Got comprehensively trounced in Miss Snark’s Crapometer #3 when we put a Potion query and first page into the list.
The query was re-written specifically for the Crapometer. Apart from the fact it is appallingly written, and that there are typos (it was late, and I was in a hurry—always a bad move) it is funny that the one line that came from the original query was the only one Miss Snark really approved of.
The general consensus on the actual story, though, was that the manuscript should stay under the bed. That we should put it aside and concentrate on writing the next book.
Ego is an important thing in writing. You have to believe in yourself, you have to believe in your product.
We believe in Potion.
It has a slow start. Story beginnings are not a strong point. We continually rewrite them, even as we ship them out in the mail.
It’s a first novel, and suffers from that. (I have always said that if our first novel is as good as Anne McCaffrey’s Restoree we should always be proud of it. Restoree has aged, and it is obviously a first novel, but it’s still good for what it was.)
How many years can you polish and repolish the same story before you move on to other writing? We’ve done Potion. We’ve moved on, but we still believe in it enough to think it saleable.
Is it really good enough?
We don’t know.
When talking about our own fiction we say that Rainbow is probably the first novel we will get published. Why? It has a great premise, tied to a unique world, with interesting, likeable characters who have a lot at stake. By the time we re-write Rainbow we’ll also have a lot of novel writing experience under our belt. Assuming we have learned from what we have written prior, that is.
So should we give up on Potion and wait until Rainbow is done before we start sending out more query letters?
It is almost impossible for a writer to look dispassionately at their work. They always want it to be better than it is, or think it will never be as good as other people’s. Their first attempts at writing are pretty awful, particularly the first drafts. Not only that, they can’t see the flaws in the work (it’s still hard for us, sometimes impossible), even when they are pointed out.
But there comes a time when a writer has to be able to stand back and look at their work, and say, “You know, this isn’t too bad. This is better than some of the books I’ve read lately.”
It’s then that you have to believe in your book. Have faith in it, no matter how bad a hammering it gets. Whether you are right or wrong is irrelevant.
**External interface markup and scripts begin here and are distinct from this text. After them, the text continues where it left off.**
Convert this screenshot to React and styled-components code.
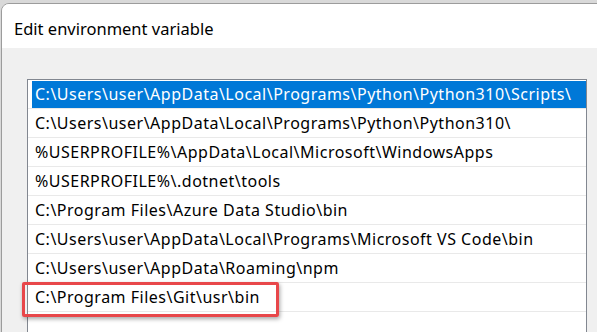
import styled, { createGlobalStyle } from "styled-components";

const paths = [
  "C:\\Users\\user\\AppData\\Local\\Programs\\Python\\Python310\\Scripts\\",
  "C:\\Users\\user\\AppData\\Local\\Programs\\Python\\Python310\\",
  "%USERPROFILE%\\AppData\\Local\\Microsoft\\WindowsApps",
  "%USERPROFILE%\\.dotnet\\tools",
  "C:\\Program Files\\Azure Data Studio\\bin",
  "C:\\Users\\user\\AppData\\Local\\Programs\\Microsoft VS Code\\bin",
  "C:\\Users\\user\\AppData\\Roaming\\npm",
  "C:\\Program Files\\Git\\usr\\bin",
  "",
];

const EditEnv = () => {
  return (
    <>
      <GlobalStyle />
      <Desktop>
        <Window>
          <TitleBar>Edit environment variable</TitleBar>
          <Body>
            <List>
              {paths.map((p, i) => (
                <Row key={i}>
                  <Label selected={i === 0}>{p}</Label>
                  {i === 7 && <Callout />}
                </Row>
              ))}
            </List>
          </Body>
        </Window>
      </Desktop>
    </>
  );
};

export default EditEnv;

const GlobalStyle = createGlobalStyle`
  html, body {
    margin: 0;
    padding: 0;
    overflow: hidden;
  }
  body {
    font-family: "Noto Sans", "Open Sans", sans-serif;
  }
`;

const Desktop = styled.div`
  width: 597px;
  height: 332px;
  background: #d9d9d9;
  padding: 3px 0 0 1px;
  box-sizing: border-box;
  overflow: hidden;
`;

const Window = styled.div`
  width: 640px;
  height: 360px;
  border: 1px solid #9c9c9c;
  border-top-left-radius: 8px;
  background: #f0f0f0;
  overflow: hidden;
`;

const TitleBar = styled.div`
  height: 44px;
  background: #ffffff;
  padding: 15px 0 0 12px;
  box-sizing: border-box;
  font-size: 16.5px;
  line-height: 20px;
  color: #000;
`;

const Body = styled.div`
  padding: 31px 0 0 25px;
`;

const List = styled.div`
  width: 558px;
  height: 300px;
  border: 1px solid #828790;
  background: #fff;
`;

const Row = styled.div`
  position: relative;
  height: 29px;
  border-bottom: 1px solid #e9e9e9;
  box-sizing: border-box;
  padding: 1px 0 1px 4px;
`;

const Label = styled.div`
  height: 27px;
  padding-left: 3px;
  font-size: 16px;
  letter-spacing: 0.5px;
  line-height: 27px;
  white-space: nowrap;
  color: ${(p) => (p.selected ? "#ffffff" : "#000000")};
  background: ${(p) => (p.selected ? "#0078d7" : "transparent")};
`;

const Callout = styled.div`
  position: absolute;
  left: -6px;
  top: -1px;
  width: 257px;
  height: 35px;
  box-sizing: border-box;
  border: 3px solid #e8474a;
  border-radius: 2px;
  box-shadow: 1px 2px 4px rgba(0, 0, 0, 0.35);
`;
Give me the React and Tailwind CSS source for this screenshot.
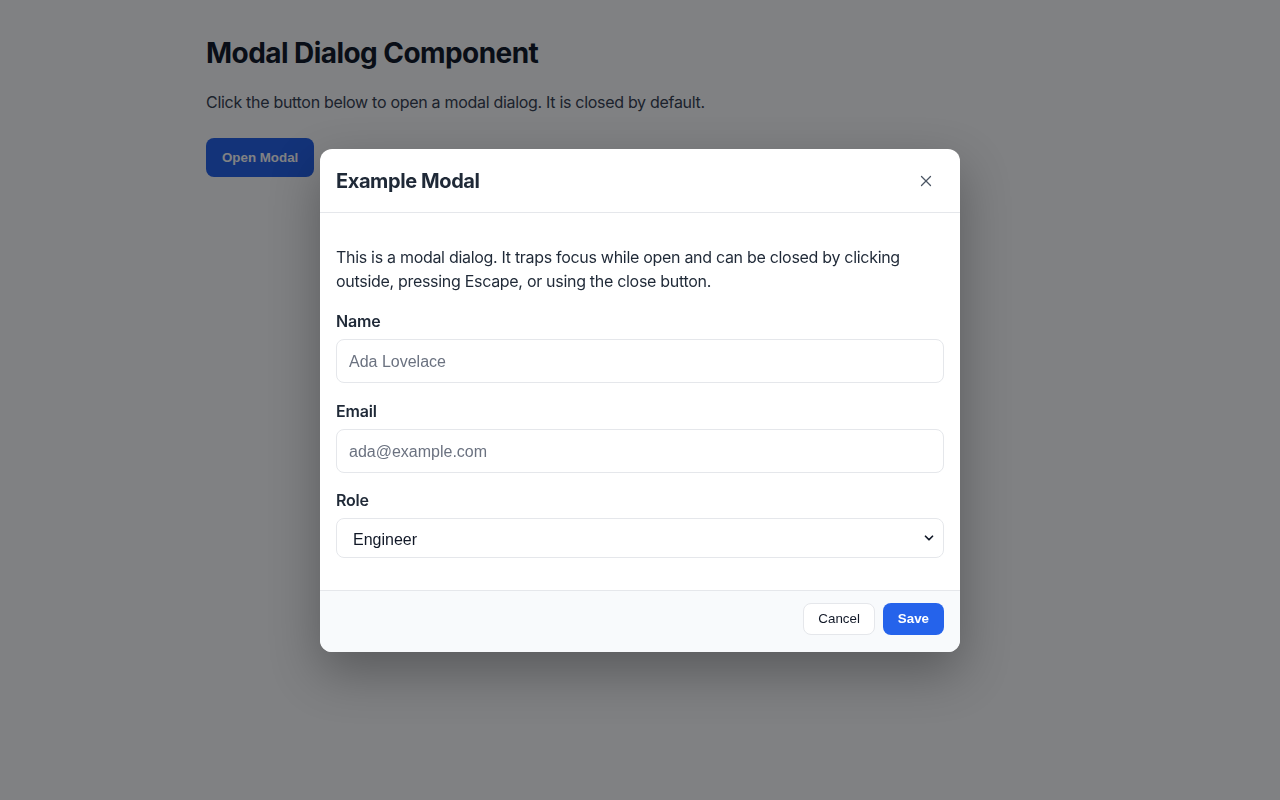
import React from "react";
import { X, ChevronDown } from "lucide-react";

const field = "font-['Liberation_Sans',Arial,sans-serif]";

const ModalDialog = () => {
  return (
    <div className="fixed inset-0 flex items-center justify-center bg-[rgba(2,4,8,0.5)]">
      <div className="w-[640px] overflow-hidden rounded-xl bg-white shadow-[0_20px_50px_rgba(0,0,0,0.3)]">
        <div className="flex h-16 items-center justify-between border-b border-[#e5e7eb] pl-4 pr-[18px] pt-0.5">
          <h2 className="text-xl font-bold tracking-[-0.02em] text-[#1f2937]">Example Modal</h2>
          <button className="flex h-8 w-8 items-center justify-center rounded-md text-[#4b5563]">
            <X size={18} strokeWidth={1.75} />
          </button>
        </div>

        <div className="px-4 pt-8 pb-8">
          <p className="text-base leading-6 tracking-[-0.3px] text-[#1f2937]">
            This is a modal dialog. It traps focus while open and can be closed by clicking outside,
            pressing Escape, or using the close button.
          </p>

          <label className="mt-4 block text-base font-semibold leading-6 tracking-[-0.2px] text-[#1f2937]">Name</label>
          <input
            type="text"
            placeholder="Ada Lovelace"
            className={`${field} mt-1.5 block h-11 w-full rounded-lg border border-[#e5e7eb] px-3 pt-0.5 text-base text-[#1f2937] placeholder:text-[#6b7280]`}
          />

          <label className="mt-4 block text-base font-semibold leading-6 tracking-[-0.2px] text-[#1f2937]">Email</label>
          <input
            type="email"
            placeholder="ada@example.com"
            className={`${field} mt-1.5 block h-11 w-full rounded-lg border border-[#e5e7eb] px-3 pt-0.5 text-base text-[#1f2937] placeholder:text-[#6b7280]`}
          />

          <label className="mt-[15px] block text-base font-semibold leading-6 tracking-[-0.2px] text-[#1f2937]">Role</label>
          <div className="relative mt-1.5">
            <select
              defaultValue="Engineer"
              className={`${field} block h-10 w-full appearance-none rounded-lg border border-[#e5e7eb] bg-white pl-4 pt-1 text-base text-[#111827]`}
            >
              <option>Engineer</option>
              <option>Designer</option>
              <option>Manager</option>
            </select>
            <ChevronDown
              size={14}
              strokeWidth={3}
              className="pointer-events-none absolute right-2 top-1/2 -translate-y-1/2 text-[#111827]"
            />
          </div>
        </div>

        <div className="flex justify-end gap-2 border-t border-[#e5e7eb] bg-[#f8fafc] px-4 pt-3 pb-[17px]">
          <button className={`${field} h-8 rounded-lg border border-[#e5e7eb] bg-white px-[14px] text-[13.33px] text-[#111827]`}>
            Cancel
          </button>
          <button className={`${field} h-8 rounded-lg bg-[#2563eb] px-[15px] text-[13.33px] font-bold text-white`}>
            Save
          </button>
        </div>
      </div>
    </div>
  );
};

export default function App() {
  return (
    <div className="min-h-screen bg-white font-['Inter',sans-serif]">
      <div className="mx-auto max-w-[900px] px-4 pt-[37px]">
        <h1 className="text-[28px] font-bold leading-8 tracking-[-0.02em] text-[#111827]">Modal Dialog Component</h1>
        <p className="mt-[21px] text-base leading-6 tracking-[-0.3px] text-[#374151]">
          Click the button below to open a modal dialog. It is closed by default.
        </p>
        <button className={`${field} mt-6 h-[39px] rounded-lg bg-[#2563eb] px-4 text-[13.33px] font-bold text-white`}>
          Open Modal
        </button>
      </div>
      <ModalDialog />
    </div>
  );
}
Will Potion ever get published? I don’t know. But meantime we’ll keep polishing it, and sending it out, until there is no-one left to send it to. When Shared Memories is complete (it has at least two major drafts to go), we’ll do the same for that one as well.
p.s. Sherylyn never liked the start. She has now convinced me to ditch the first four pages. All we have to do now is negotiate on the next four, which she doesn’t like either.